StrategyMarch 5, 2026· 5 min read
Brand extraction: how an engine wears your prospect's colors safely
Brand extraction analyzes a prospect company's public website to derive its visual identity — primary colors, accent palette, typography feel, logo treatment — so a generated page can feel native to that prospect's world. Done well, it signals deep effort ('they made this in our colors'); the guardrails that keep it safe are accuracy thresholds, no logo misappropriation (reference, never impersonate), and human-reviewable confidence scores.
Of all the slots a personalized page can fill, brand is the one prospects mention first. Copy personalization gets processed consciously; color gets processed before reading begins. A page in the prospect's palette produces a small, useful double-take — 'wait, is this ours?' — that buys the headline a genuine read.
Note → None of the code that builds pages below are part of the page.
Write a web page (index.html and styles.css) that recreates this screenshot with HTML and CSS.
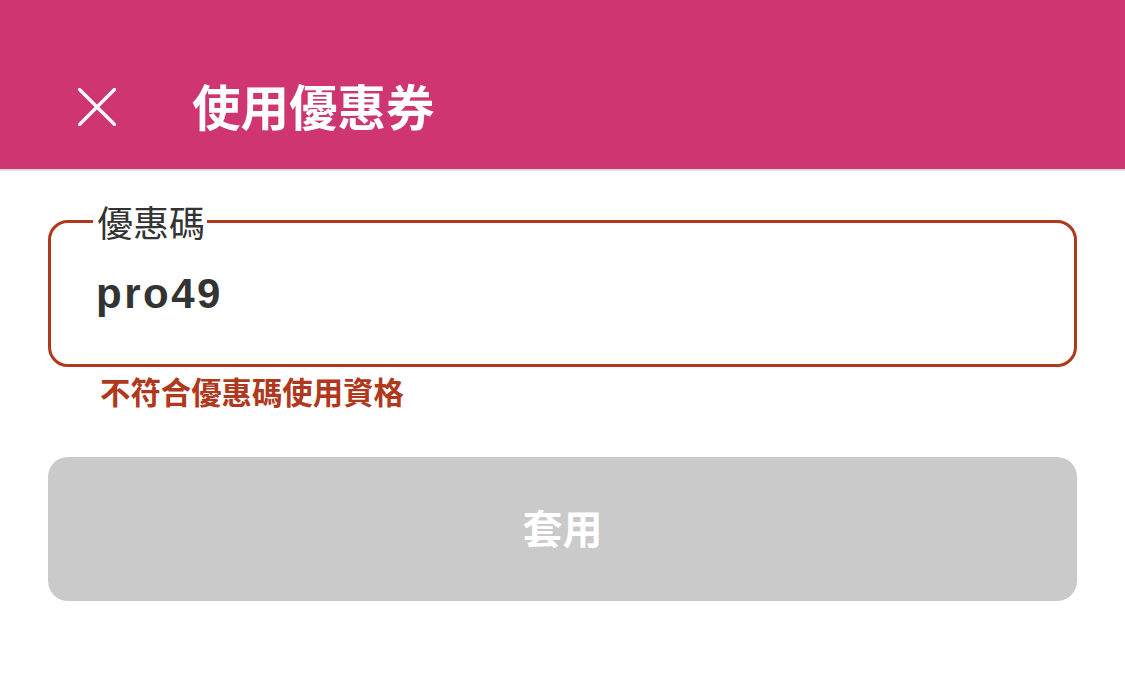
FILE: index.html
```html
<!DOCTYPE html>
<html lang="zh-Hant">
<head>
<meta charset="utf-8">
<title>使用優惠券</title>
<link rel="stylesheet" href="styles.css">
</head>
<body>
<header class="topbar">
  <button class="close-btn" aria-label="關閉">
    <svg width="38" height="38" viewBox="0 0 38 38" fill="none" stroke="#fff" stroke-width="3.2" stroke-linecap="round">
      <path d="M1.5 1.5 L36.5 36.5 M36.5 1.5 L1.5 36.5"/>
    </svg>
  </button>
  <h1 class="title">使用優惠券</h1>
</header>
<main class="content">
  <fieldset class="field">
    <legend class="field-label">優惠碼</legend>
    <input class="field-input" type="text" value="pro49">
  </fieldset>
  <p class="error">不符合優惠碼使用資格</p>
  <button class="apply-btn">套用</button>
</main>
</body>
</html>
```
FILE: styles.css
```css
* { box-sizing: border-box; }
html, body { margin: 0; padding: 0; background: #fff; }
body {
  font-family: "Liberation Sans", "Noto Sans CJK TC", sans-serif;
  color: #333;
}
.topbar {
  height: 171px;
  background: #cf3671;
  border-bottom: 2px solid #dedede;
  display: flex;
  align-items: center;
  padding: 44px 0 0 78px;
}
.close-btn {
  width: 38px;
  height: 38px;
  padding: 0;
  border: 0;
  background: transparent;
  display: flex;
}
.title {
  margin: 0 0 4px 76px;
  font-family: "Noto Sans CJK TC", sans-serif;
  font-weight: 700;
  font-size: 48.5px;
  line-height: 60px;
  color: #fff;
  letter-spacing: 0;
}
.content {
  padding: 30px 48px 0;
}
.field {
  margin: 0;
  border: 3px solid #b0381c;
  border-radius: 20px;
  padding: 0 0 30px 42px;
  min-width: 0;
}
.field-label {
  padding: 0 2px 0 4px;
  font-family: "Noto Sans CJK TC", sans-serif;
  font-size: 36px;
  line-height: 41px;
  font-weight: 400;
  color: #333;
}
.field-input {
  display: block;
  width: 100%;
  height: 80px;
  margin-top: 12px;
  padding: 0 0 0 3px;
  border: 0;
  outline: none;
  background: transparent;
  font-family: "Liberation Sans", sans-serif;
  font-weight: 700;
  font-size: 42px;
  letter-spacing: 2.5px;
  color: #333;
}
.error {
  margin: 6px 0 0 52px;
  font-family: "Noto Sans CJK TC", sans-serif;
  font-weight: 700;
  font-size: 30.4px;
  line-height: 36px;
  color: #b0381c;
}
.apply-btn {
  display: flex;
  align-items: center;
  justify-content: center;
  width: 100%;
  height: 144px;
  margin-top: 48px;
  border: 0;
  border-radius: 20px;
  background: #cacaca;
  font-family: "Noto Sans CJK TC", sans-serif;
  font-weight: 700;
  font-size: 40px;
  padding: 0 0 4px;
  color: #fff;
}
```
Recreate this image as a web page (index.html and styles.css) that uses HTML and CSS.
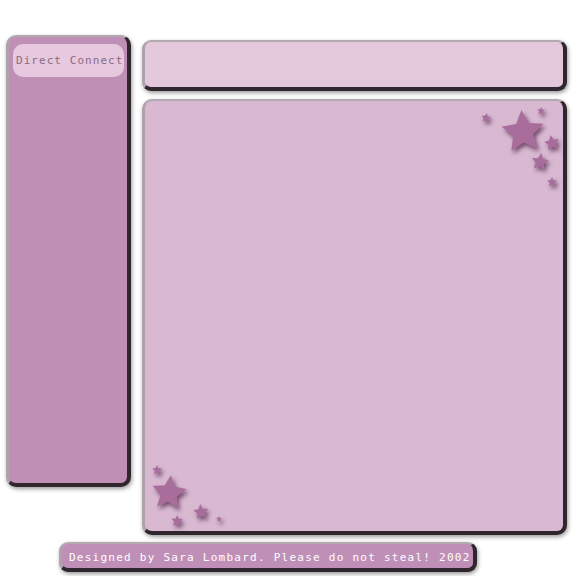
FILE: index.html
```html
<!DOCTYPE html>
<html>
<head>
<meta charset="utf-8">
<link rel="stylesheet" href="styles.css">
</head>
<body>
<div class="page">
  <div class="layout">
    <aside class="sidebar">
      <div class="pill">Direct Connect</div>
    </aside>
    <div class="right">
      <div class="topbar"></div>
      <main class="panel">
        <svg class="stars stars-tr" width="100" height="100" viewBox="0 0 100 100">
          <defs>
            <polygon id="star" points="0,-1 0.282,-0.388 0.951,-0.309 0.456,0.148 0.588,0.809 0,0.48 -0.588,0.809 -0.456,0.148 -0.951,-0.309 -0.282,-0.388"/>
          </defs>
          <use href="#star" transform="translate(60,31) rotate(-4) scale(22)"/>
          <use href="#star" transform="translate(23,17) rotate(10) scale(5)"/>
          <use href="#star" transform="translate(78,10) rotate(5) scale(4)"/>
          <use href="#star" transform="translate(89,42) rotate(-10) scale(8)"/>
          <use href="#star" transform="translate(77,61) rotate(8) scale(9)"/>
          <use href="#star" transform="translate(89,81) rotate(0) scale(5)"/>
        </svg>
        <svg class="stars stars-bl" width="100" height="80" viewBox="0 0 100 80">
          <defs>
            <polygon id="star2" points="0,-1 0.282,-0.388 0.951,-0.309 0.456,0.148 0.588,0.809 0,0.48 -0.588,0.809 -0.456,0.148 -0.951,-0.309 -0.282,-0.388"/>
          </defs>
          <use href="#star2" transform="translate(24,42) rotate(6) scale(18)"/>
          <use href="#star2" transform="translate(12,19) rotate(0) scale(5)"/>
          <use href="#star2" transform="translate(56,61) rotate(-6) scale(8)"/>
          <use href="#star2" transform="translate(32,70) rotate(4) scale(6)"/>
          <use href="#star2" transform="translate(74,68) rotate(0) scale(3)"/>
        </svg>
      </main>
    </div>
  </div>
  <footer class="footer">Designed by Sara Lombard. Please do not steal! 2002</footer>
</div>
</body>
</html>
```

FILE: styles.css
```css
html, body {
  margin: 0;
  padding: 0;
  background: #ffffff;
}

.page {
  width: 576px;
  height: 576px;
  box-sizing: border-box;
  padding: 35px 0 0 6px;
  overflow: hidden;
}

.layout {
  display: flex;
  gap: 11px;
  align-items: flex-start;
}

.sidebar,
.topbar,
.panel,
.footer {
  box-sizing: border-box;
  border-style: solid;
  border-width: 2px 4px 4px 3px;
  border-color: #b3a9b0 #2f272d #2f272d #aea3ab;
  box-shadow: 1px 2px 4px rgba(0, 0, 0, 0.4);
}

.sidebar {
  width: 125px;
  height: 452px;
  background: #bf8fb5;
  border-radius: 10px;
  padding: 7px 3px 0 4px;
}

.pill {
  height: 33px;
  background: #e6c8df;
  border-radius: 10px;
  font-family: "DejaVu Sans Mono", "Liberation Mono", monospace;
  font-size: 11px;
  letter-spacing: 1.05px;
  color: #8b6b83;
  line-height: 33px;
  padding-left: 3px;
  white-space: nowrap;
}

.right {
  width: 425px;
  margin-top: 5px;
  display: flex;
  flex-direction: column;
  gap: 8px;
}

.topbar {
  height: 51px;
  background: #e3c8dc;
  border-radius: 9px;
}

.panel {
  position: relative;
  height: 436px;
  background: #d9b8d2;
  border-radius: 10px;
  overflow: hidden;
}

.stars {
  position: absolute;
  fill: #a96d9c;
  filter: drop-shadow(2px 3px 2px rgba(60, 20, 50, 0.65));
}

.stars-tr {
  top: 0;
  right: 0;
}

.stars-bl {
  left: 0;
  bottom: 0;
}

.footer {
  width: 418px;
  height: 30px;
  margin: 7px 0 0 53px;
  background: #c08fb7;
  border-radius: 9px;
  font-family: "DejaVu Sans Mono", "Liberation Mono", monospace;
  font-size: 11px;
  letter-spacing: 1.25px;
  color: #ffffff;
  line-height: 27px;
  padding-left: 7px;
  white-space: nowrap;
}
```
What extraction actually pulls
- Palette: dominant and accent colors from the live site's CSS and rendered pixels, clustered and ranked.
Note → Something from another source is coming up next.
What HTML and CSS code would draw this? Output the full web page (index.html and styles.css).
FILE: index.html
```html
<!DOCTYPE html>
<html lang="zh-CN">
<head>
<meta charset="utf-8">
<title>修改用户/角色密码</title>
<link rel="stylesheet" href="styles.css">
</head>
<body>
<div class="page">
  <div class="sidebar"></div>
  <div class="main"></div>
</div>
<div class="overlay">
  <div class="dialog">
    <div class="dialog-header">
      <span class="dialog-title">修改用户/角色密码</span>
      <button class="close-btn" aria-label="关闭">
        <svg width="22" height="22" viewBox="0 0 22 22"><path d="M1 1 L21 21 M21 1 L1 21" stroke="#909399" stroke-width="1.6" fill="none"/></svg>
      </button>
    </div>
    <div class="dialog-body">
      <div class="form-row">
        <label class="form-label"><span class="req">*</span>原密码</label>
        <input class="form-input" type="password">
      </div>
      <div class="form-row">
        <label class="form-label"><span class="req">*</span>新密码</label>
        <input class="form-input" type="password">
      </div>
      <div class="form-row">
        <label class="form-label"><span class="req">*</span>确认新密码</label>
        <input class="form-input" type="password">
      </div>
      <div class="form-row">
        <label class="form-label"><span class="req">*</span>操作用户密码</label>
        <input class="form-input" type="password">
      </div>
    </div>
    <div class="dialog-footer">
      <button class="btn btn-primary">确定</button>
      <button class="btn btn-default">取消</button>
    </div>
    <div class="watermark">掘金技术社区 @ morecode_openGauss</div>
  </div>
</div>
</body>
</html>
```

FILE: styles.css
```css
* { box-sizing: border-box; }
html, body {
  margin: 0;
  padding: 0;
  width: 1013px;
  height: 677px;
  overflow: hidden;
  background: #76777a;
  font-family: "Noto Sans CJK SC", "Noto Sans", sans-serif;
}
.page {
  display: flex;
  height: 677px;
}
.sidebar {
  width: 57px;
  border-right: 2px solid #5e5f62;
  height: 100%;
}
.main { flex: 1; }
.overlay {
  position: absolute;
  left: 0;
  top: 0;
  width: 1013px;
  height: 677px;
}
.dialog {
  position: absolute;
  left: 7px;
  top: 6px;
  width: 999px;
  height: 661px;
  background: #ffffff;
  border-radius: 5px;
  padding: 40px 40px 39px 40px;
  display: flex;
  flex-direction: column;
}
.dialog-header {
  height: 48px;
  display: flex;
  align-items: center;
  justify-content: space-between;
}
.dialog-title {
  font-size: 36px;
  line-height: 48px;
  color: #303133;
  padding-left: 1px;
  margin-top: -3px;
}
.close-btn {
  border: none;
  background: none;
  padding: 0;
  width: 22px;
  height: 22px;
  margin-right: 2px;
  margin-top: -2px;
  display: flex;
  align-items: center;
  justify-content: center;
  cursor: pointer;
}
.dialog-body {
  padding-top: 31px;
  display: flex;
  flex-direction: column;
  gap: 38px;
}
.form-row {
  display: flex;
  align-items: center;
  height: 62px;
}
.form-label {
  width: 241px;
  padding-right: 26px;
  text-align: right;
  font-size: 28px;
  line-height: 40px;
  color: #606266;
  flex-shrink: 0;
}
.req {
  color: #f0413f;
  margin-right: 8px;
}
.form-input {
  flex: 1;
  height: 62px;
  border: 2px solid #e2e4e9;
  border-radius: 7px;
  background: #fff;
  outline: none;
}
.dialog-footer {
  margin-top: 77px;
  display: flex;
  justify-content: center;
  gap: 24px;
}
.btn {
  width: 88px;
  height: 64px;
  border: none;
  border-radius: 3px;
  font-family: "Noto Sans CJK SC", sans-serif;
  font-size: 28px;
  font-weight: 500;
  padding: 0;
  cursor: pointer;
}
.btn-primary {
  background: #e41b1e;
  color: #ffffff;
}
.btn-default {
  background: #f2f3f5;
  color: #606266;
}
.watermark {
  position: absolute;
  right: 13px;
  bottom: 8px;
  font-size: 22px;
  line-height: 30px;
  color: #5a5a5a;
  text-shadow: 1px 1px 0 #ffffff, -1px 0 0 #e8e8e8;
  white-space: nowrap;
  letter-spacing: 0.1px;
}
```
- Type feel: serif vs. sans, weight, the general typographic temperature (an engine matches feel, not exact licensed fonts).
- Imagery temperature: photographic vs. illustrated, dark vs. light mode preferences.
- Tone markers: how the company writes about itself, which calibrates the generated copy's register.
The guardrails that matter
- Confidence gating: when extraction is ambiguous (thin sites, conflicting palettes), fall back to neutral styling rather than guessing wrong — an off-brand page is worse than an unbranded one.
- Identity honesty: the page references the prospect ('prepared for Acme') and may echo their palette; it must never present itself as being from the prospect. Sender identity stays unmistakably yours.
- Logo discipline: showing a prospect's name in your headline is nominative use; rebuilding your page as their property is impersonation. Engines should enforce the line structurally.
- Review surface: every extracted brand should be human-inspectable before a batch ships.
These rules aren't just etiquette — they're the difference between reciprocity ('they did homework on us') and alarm ('this is pretending to be us'). The flattery effect lives entirely on the right side of that line. Crutan's engine treats the line as a hard constraint, which is also why our own acceptable-use policy bans impersonation outright.
Test extraction quality on your own site first: if the engine nails your palette and tone, you'll trust what it does with prospects'. If it guesses wrong, you want confidence gates you can tighten.